- Data shown
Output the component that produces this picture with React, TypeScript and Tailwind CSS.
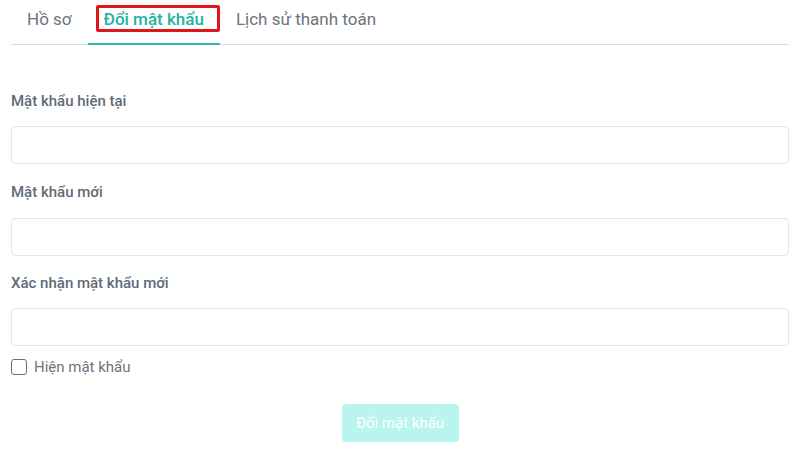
import React, { useState } from "react";

const tabs = ["Hồ sơ", "Đổi mật khẩu", "Lịch sử thanh toán"];

function Field({ label, type, gap }: { label: string; type: string; gap: string }) {
  return (
    <div>
      <label className="block text-[15px] font-medium leading-[22px] text-[#5f6b77]">{label}</label>
      <input
        type={type}
        className={`${gap} block h-[38px] w-full rounded-[4px] border border-[#e3e7ea] bg-white px-3 text-sm outline-none`}
      />
    </div>
  );
}

export default function App() {
  const [active, setActive] = useState(1);
  const [show, setShow] = useState(false);
  const type = show ? "text" : "password";

  return (
    <main className="min-h-screen bg-white px-[11px] font-['Roboto','Noto_Sans',sans-serif]">
      <nav className="flex border-b border-[#dcdfe2]">
        {tabs.map((tab, i) => (
          <button
            key={tab}
            onClick={() => setActive(i)}
            className={
              i === active
                ? "relative -mb-px border-b-2 border-[#2cb9ab] px-4 pb-[12px] pt-[7px] text-[17px] font-medium leading-6 text-[#22b3a3]"
                : "relative -mb-px border-b-2 border-transparent px-4 pb-[12px] pt-[7px] text-[17px] leading-6 text-[#6b747d]"
            }
          >
            {tab}
            {i === 1 && (
              <span className="pointer-events-none absolute left-[8px] top-[5px] h-[27px] w-[124px] rounded-[2px] border-[3px] border-[#e0161d]" />
            )}
          </button>
        ))}
      </nav>

      <form className="pt-[45px]" onSubmit={(e) => e.preventDefault()}>
        <Field label="Mật khẩu hiện tại" type={type} gap="mt-[14px]" />
        <div className="mt-[17px]">
          <Field label="Mật khẩu mới" type={type} gap="mt-[15px]" />
        </div>
        <div className="mt-[16px]">
          <Field label="Xác nhận mật khẩu mới" type={type} gap="mt-[14px]" />
        </div>

        <label className="mt-[10px] flex items-center gap-[7px] text-[15px] leading-[22px] text-[#6b747d]">
          <input
            type="checkbox"
            checked={show}
            onChange={(e) => setShow(e.target.checked)}
            className="h-4 w-4 appearance-none rounded-[3px] border-[1.5px] border-[#6b6f73] bg-white"
          />
          Hiện mật khẩu
        </label>

        <div className="mt-[26px] flex justify-center">
          <button
            disabled
            className="h-[38px] w-[117px] rounded-[4px] bg-[#b9f4ee] text-[15px] text-white"
          >
            Đổi mật khẩu
          </button>
        </div>
      </form>
    </main>
  );
}
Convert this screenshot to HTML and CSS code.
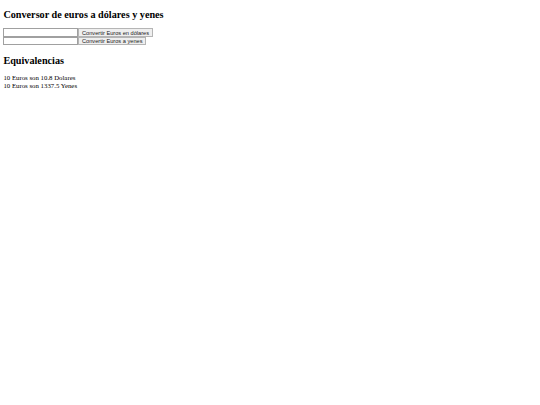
FILE: index.html
```html
<!DOCTYPE html>
<html>
<head>
<meta charset="utf-8">
<link rel="stylesheet" href="styles.css">
</head>
<body>
<h2 class="title title-top">Conversor de euros a dólares y yenes</h2>
<form class="form">
<div class="row"><input class="field" type="text"><button class="btn" type="button">Convertir Euros en dólares</button></div>
<div class="row"><input class="field" type="text"><button class="btn" type="button">Convertir Euros a yenes</button></div>
</form>
<h2 class="title title-sub">Equivalencias</h2>
<p class="result">10 Euros son 10.8 Dolares<br>10 Euros son 1337.5 Yenes</p>
</body>
</html>
```
FILE: styles.css
```css
body {
  margin: 3.4px;
  font-family: "Liberation Serif", serif;
  font-size: 6.8px;
  color: #000;
  background: #fff;
}
.title {
  font-size: 10.2px;
  font-weight: bold;
  margin: 8.45px 0;
}
.title-top {
  margin-top: 5.4px;
}
.title-sub {
  margin-top: 9.45px;
}
.form {
  margin: 0;
}
.row {
  display: flex;
  align-items: center;
  height: 8.6px;
}
.field {
  width: 74.6px;
  height: 8.6px;
  box-sizing: border-box;
  border: 1px solid #a0a0a0;
  padding: 0;
  margin: 0;
  background: #fff;
}
.btn {
  height: 8.2px;
  box-sizing: border-box;
  font-family: "Liberation Sans", sans-serif;
  font-size: 5.65px;
  line-height: 6px;
  padding: 0 2.6px;
  margin: 0 0 0 0.4px;
  border: 1px solid #b5b5b5;
  background: #efefef;
  color: #222;
}
.result {
  margin: 8.45px 0;
  line-height: 7.8px;
}
```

- Objective
Give the lines again word for word, from the start of the records to the line holding "const type = show", both included, and leave out any picture.

- Written answer
Output the component that produces this picture with React, TypeScript and Tailwind CSS.
import React, { useState } from "react";

const tabs = ["Hồ sơ", "Đổi mật khẩu", "Lịch sử thanh toán"];

function Field({ label, type, gap }: { label: string; type: string; gap: string }) {
  return (
    <div>
      <label className="block text-[15px] font-medium leading-[22px] text-[#5f6b77]">{label}</label>
      <input
        type={type}
        className={`${gap} block h-[38px] w-full rounded-[4px] border border-[#e3e7ea] bg-white px-3 text-sm outline-none`}
      />
    </div>
  );
}

export default function App() {
  const [active, setActive] = useState(1);
  const [show, setShow] = useState(false);
  const type = show ? "text" : "password";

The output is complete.